About 42,000 years ago, a reversal of the Earth’s magnetic poles triggered massive climate shifts and caused environmental changes to sweep across the globe, according to new Australian-led research.
Scientists have long known that the planet’s magnetic field periodically flips, with the north and south poles switching places. The last known reversal – which was temporary and technically known as the “Laschamps excursion” – occurred 41,000–42,000 years ago. If such an event happened today, it would wreak havoc on satellites and electrical grids, but its environmental impact is less well understood.
This new study, published in Science, suggests that the Laschamps excursion coincides with significant environmental and ecological changes, including growing ice sheets, mass extinctions, and even the rise of cave art.
To learn this, the researchers built a precisely dated atmospheric radiocarbon record using the tree rings of massive subfossil New Zealand kauri trees (Agathis australis) that were alive during this period. Not only did the trees record changes in radiocarbon levels during the pole reversal, but the growth rings also acted as a natural timestamp.
“For the first time ever, we have been able to precisely date the timing and environmental impacts of the last magnetic pole switch,” says Chris Turney, co-lead author of the study from the University of New South Wales (UNSW).
“Using the ancient trees we could measure, and date, the spike in atmospheric radiocarbon levels caused by the collapse of Earth’s magnetic field.”
This allowed the researchers to build a detailed timeline of how Earth’s atmosphere changed, showing there was a significant increase of radiocarbon during the Laschamps excursion. They compared this with other records of environmental changes from caves, ice cores and peat bogs, and then incorporated it into global climate models to look at the environmental impacts.
Most previous research had focused on what happened during the reversal, when the magnetic field was reduced to 28% of its current strength. But this study reveals the most dramatic impacts occurred into the lead-up to the reversal, when the field dropped to 0–6% of its current strength.
“We essentially had no magnetic field at all – our cosmic radiation shield was totally gone,” Turney explains.
This left the planet vulnerable to solar flares and cosmic rays.
“Unfiltered radiation from space ripped apart air particles in Earth’s atmosphere, separating electrons and emitting light – a process called ionisation,” Turney explains. “The ionised air ‘fried’ the ozone layer, triggering a ripple of climate change across the globe.”
The team posit that the magnetic reversal – and subsequent radiation exposure – may be linked to the growth of ice sheets and glaciers across North America at the time, as well as shifts in major wind belts and tropical storms.
Several other major events also occurred around 42,000 years ago, including the disappearance of Australian megafauna and the extinction of the Neanderthals. Both could be linked to these widespread environmental changes, perhaps partially due to an inability to adapt.
The timing also coincides with the appearance of figurative cave art. The researchers suggest that increased UV radiation from a weak magnetic field may have driven humans to seek more shelter – and may even explain the use of red ochre as early sunscreen.

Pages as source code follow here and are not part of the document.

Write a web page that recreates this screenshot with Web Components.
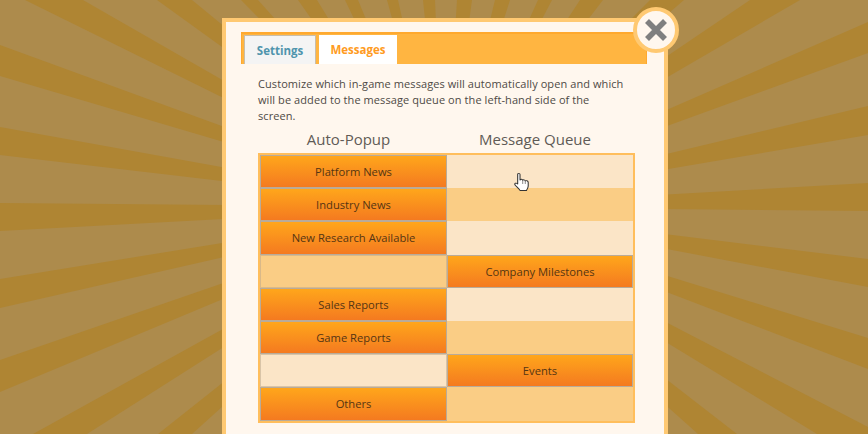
<!DOCTYPE html>
<html>
<head>
<meta charset="utf-8">
<title>Options</title>
<style>
  html, body { margin: 0; height: 100%; overflow: hidden; background: #ad8b4c; }
  body { font-family: "Open Sans", "Liberation Sans", sans-serif; }
</style>
</head>
<body>
<sun-rays></sun-rays>
<game-dialog>
  <tab-bar>
    <tab-item kind="off">Settings</tab-item>
    <tab-item kind="on">Messages</tab-item>
  </tab-bar>
  <p slot="intro">Customize which in-game messages will automatically open and which will be added to the message queue on the left-hand side of the screen.</p>
  <msg-table slot="table">
    <msg-row side="left" shade="light">Platform News</msg-row>
    <msg-row side="left" shade="dark">Industry News</msg-row>
    <msg-row side="left" shade="light">New Research Available</msg-row>
    <msg-row side="right" shade="dark">Company Milestones</msg-row>
    <msg-row side="left" shade="light">Sales Reports</msg-row>
    <msg-row side="left" shade="dark">Game Reports</msg-row>
    <msg-row side="right" shade="light">Events</msg-row>
    <msg-row side="left" shade="dark">Others</msg-row>
  </msg-table>
</game-dialog>
<script>
// far ends of each ray on the window edge, all of them meet in the middle of the dialog
const RAYS = [
  '0,45 0,76', '0,127 0,155', '0,203 0,231', '0,279 0,308', '0,360 0,392',
  '33,434 87,434', '158,434 192,434',
  '25,0 83,0', '157,0 192,0', '241,0 258,0', '298,0 317,0', '345,0 358,0',
  '387,0 398,0', '423,0 435,0', '457,0 472,0', '495,0 510,0', '538,0 552,0',
  '580,0 603,0', '650,0 684,0', '750,0 800,0',
  '868,22 868,53', '868,106 868,135', '868,183 868,211', '868,259 868,287',
  '868,338 868,369', '868,427 868,434 817,434', '698,434 737,434'
];

class SunRays extends HTMLElement {
  constructor() {
    super();
    this.attachShadow({ mode: 'open' });
    const polys = RAYS.map(r => `<polygon points="444,207 ${r}"/>`).join('');
    this.shadowRoot.innerHTML = `
      <style>
        :host { position: fixed; inset: 0; display: block; background: #ad8b4c; }
        svg { display: block; }
        polygon { fill: #af8533; }
      </style>
      <svg width="868" height="434" viewBox="0 0 868 434">${polys}</svg>
    `;
  }
}

class GameDialog extends HTMLElement {
  constructor() {
    super();
    this.attachShadow({ mode: 'open' });
    this.shadowRoot.innerHTML = `
      <style>
        :host {
          position: relative;
          display: block;
          box-sizing: border-box;
          width: 446px;
          height: 416px;
          margin: 18px 0 0 222px;
          padding: 10px 17px 0 15px;
          background: #fff7ee;
          border: 4px solid #ffc972;
          border-bottom: none;
          color: #4e4a45;
        }
        .intro {
          padding: 12px 19px 0 17px;
          font-size: 11px;
          letter-spacing: .08px;
          line-height: 16px;
        }
        ::slotted(p) { margin: 0; }
        .heads {
          display: grid;
          grid-template-columns: 187px 186px;
          margin: 5px 0 0 14px;
          font-size: 15px;
          line-height: 20px;
          text-align: center;
          color: #5f5b56;
        }
        .close {
          position: absolute;
          left: 407px;
          top: -15px;
          box-sizing: border-box;
          width: 46px;
          height: 46px;
          border: 4px solid #ffc972;
          border-radius: 50%;
          background: #fff7ee;
          display: flex;
          align-items: center;
          justify-content: center;
        }
      </style>
      <slot></slot>
      <div class="intro"><slot name="intro"></slot></div>
      <div class="heads"><div>Auto-Popup</div><div>Message Queue</div></div>
      <slot name="table"></slot>
      <div class="close">
        <svg width="26" height="26" viewBox="-13 -13 26 26"><path d="M-9-9 9 9M9-9-9 9" stroke="#7f7f7f" stroke-width="5.6" fill="none"/></svg>
      </div>
    `;
  }
}

class TabBar extends HTMLElement {
  constructor() {
    super();
    this.attachShadow({ mode: 'open' });
    this.shadowRoot.innerHTML = `
      <style>
        :host {
          display: flex;
          align-items: flex-end;
          gap: 3px;
          box-sizing: border-box;
          height: 32px;
          padding-left: 2px;
          background: #ffb541;
          border-top: 2px solid #ffa92f;
          border-left: 1px solid #ffa92f;
          border-right: 1px solid #ffa92f;
        }
      </style>
      <slot></slot>
    `;
  }
}

class TabItem extends HTMLElement {
  constructor() {
    super();
    this.attachShadow({ mode: 'open' });
    this.shadowRoot.innerHTML = `
      <style>
        :host {
          display: flex;
          align-items: center;
          justify-content: center;
          box-sizing: border-box;
          height: 29px;
          font-size: 11.5px;
          font-weight: 700;
        }
        :host([kind="off"]) {
          width: 72px;
          color: #4f94ad;
          background: #f4f4f4;
          border: 1px solid #c9bda9;
          border-bottom: none;
        }
        :host([kind="on"]) {
          width: 78px;
          color: #ff9b22;
          background: #fff;
        }
      </style>
      <slot></slot>
    `;
  }
}

class MsgTable extends HTMLElement {
  constructor() {
    super();
    this.attachShadow({ mode: 'open' });
    this.shadowRoot.innerHTML = `
      <style>
        :host {
          display: grid;
          grid-auto-rows: 33.2px;
          box-sizing: border-box;
          width: 377px;
          margin: 4px 0 0 17px;
          border: 2px solid #ffbe5c;
        }
      </style>
      <slot></slot>
    `;
  }
}

class MsgRow extends HTMLElement {
  constructor() {
    super();
    this.attachShadow({ mode: 'open' });
    const label = '<div class="btn"><slot></slot></div>';
    const left = this.getAttribute('side') === 'left';
    this.shadowRoot.innerHTML = `
      <style>
        :host {
          display: grid;
          grid-template-columns: 187px 186px;
          font-size: 11.2px;
          color: #553513;
        }
        .cell { background: #fbe5c7; }
        :host([shade="dark"]) .cell { background: #facd85; }
        .slotbox { box-shadow: inset 0 0 0 1px rgba(190, 170, 140, .55); }
        .btn {
          display: flex;
          align-items: center;
          justify-content: center;
          box-sizing: border-box;
          background: linear-gradient(#ffa61b, #f47a20);
          border: 1px solid #b9ab99;
        }
      </style>
      ${left ? label + '<div class="cell"></div>' : '<div class="cell slotbox"></div>' + label}
    `;
  }
}

class HandCursor extends HTMLElement {
  constructor() {
    super();
    this.attachShadow({ mode: 'open' });
    this.shadowRoot.innerHTML = `
      <style>
        :host { position: fixed; left: 514px; top: 172px; display: block; width: 16px; height: 20px; }
        svg { display: block; }
      </style>
      <svg width="16" height="20" viewBox="0 0 16 20">
        <g transform="translate(-1 0) scale(1.17 1)">
          <path d="M4 2.5C4 1 6 1 6 2.500V8C6.500 7 8 7 8.300 8.300 8.800 7.500 10.200 7.700 10.500 9 11 8.400 13 8.500 13 10.500V14C13 16 12 17 11.500 18.500H6C5.500 16.500 3 15 1.800 13 .8 11.500 2.500 10.200 4 12Z" fill="#fff" stroke="#333" stroke-width=".9" stroke-linejoin="round"/>
          <path d="M8.300 8.300V12M10.500 9V12" stroke="#666" stroke-width=".7" fill="none"/>
        </g>
      </svg>
    `;
  }
}

customElements.define('sun-rays', SunRays);
customElements.define('game-dialog', GameDialog);
customElements.define('tab-bar', TabBar);
customElements.define('tab-item', TabItem);
customElements.define('msg-table', MsgTable);
customElements.define('msg-row', MsgRow);
customElements.define('hand-cursor', HandCursor);
document.body.appendChild(document.createElement('hand-cursor'));
</script>
</body>
</html>
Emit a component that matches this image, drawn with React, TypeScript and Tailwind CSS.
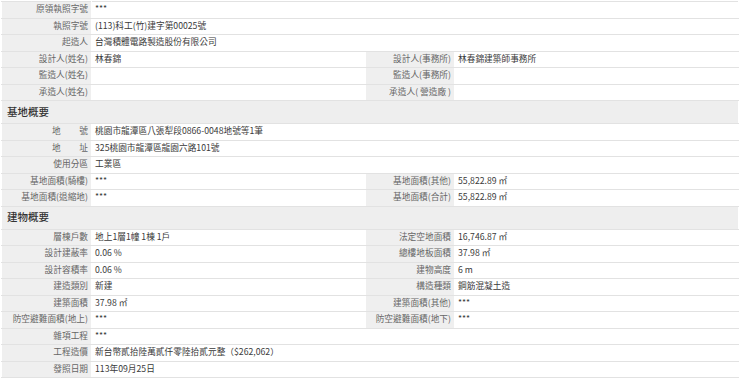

The lead-up to the Laschamps excursion, the authors write in their paper, “appears to represent a major climatic, environmental, and archaeological boundary that has previously gone largely unrecognized”.
According to Agathe Lisé-Pronovost, a paleomagnetic geologist at the University of Melbourne who was not involved the study, this new research is fascinating because a hypothetical link between the magnetic field and climate is a long-standing question.
“Much of the discussion in the literature has been speculating what processes may possibly link events that happened at about the same time,” she explains. “It remains largely unclear if and how the magnetic field of our planet, which is generated in the outer core, may impact what is happening at the surface.”
This study, she says, is the first of its kind to bring together “new quality data and an original modelling approach”.
It may help provide a framework to study the potential environmental and evolutionary shifts during the last full magnetic reversal, 780,000 years ago – and could help us understand the implications of a future reversal.
Over the past 170 years, the Earth’s magnetic field has weakened by around 9%, leading scientists to speculate that a reversal might be imminent. Increased exposure to solar storms and other cosmic radiation could be devastating to our satellites and electrical infrastructure – and Turney warns it could be devastating to the climate, too.
“Our atmosphere is already filled with carbon at levels never seen by humanity before,” he says. “A magnetic pole reversal or extreme change in Sun activity would be unprecedented climate change accelerants.”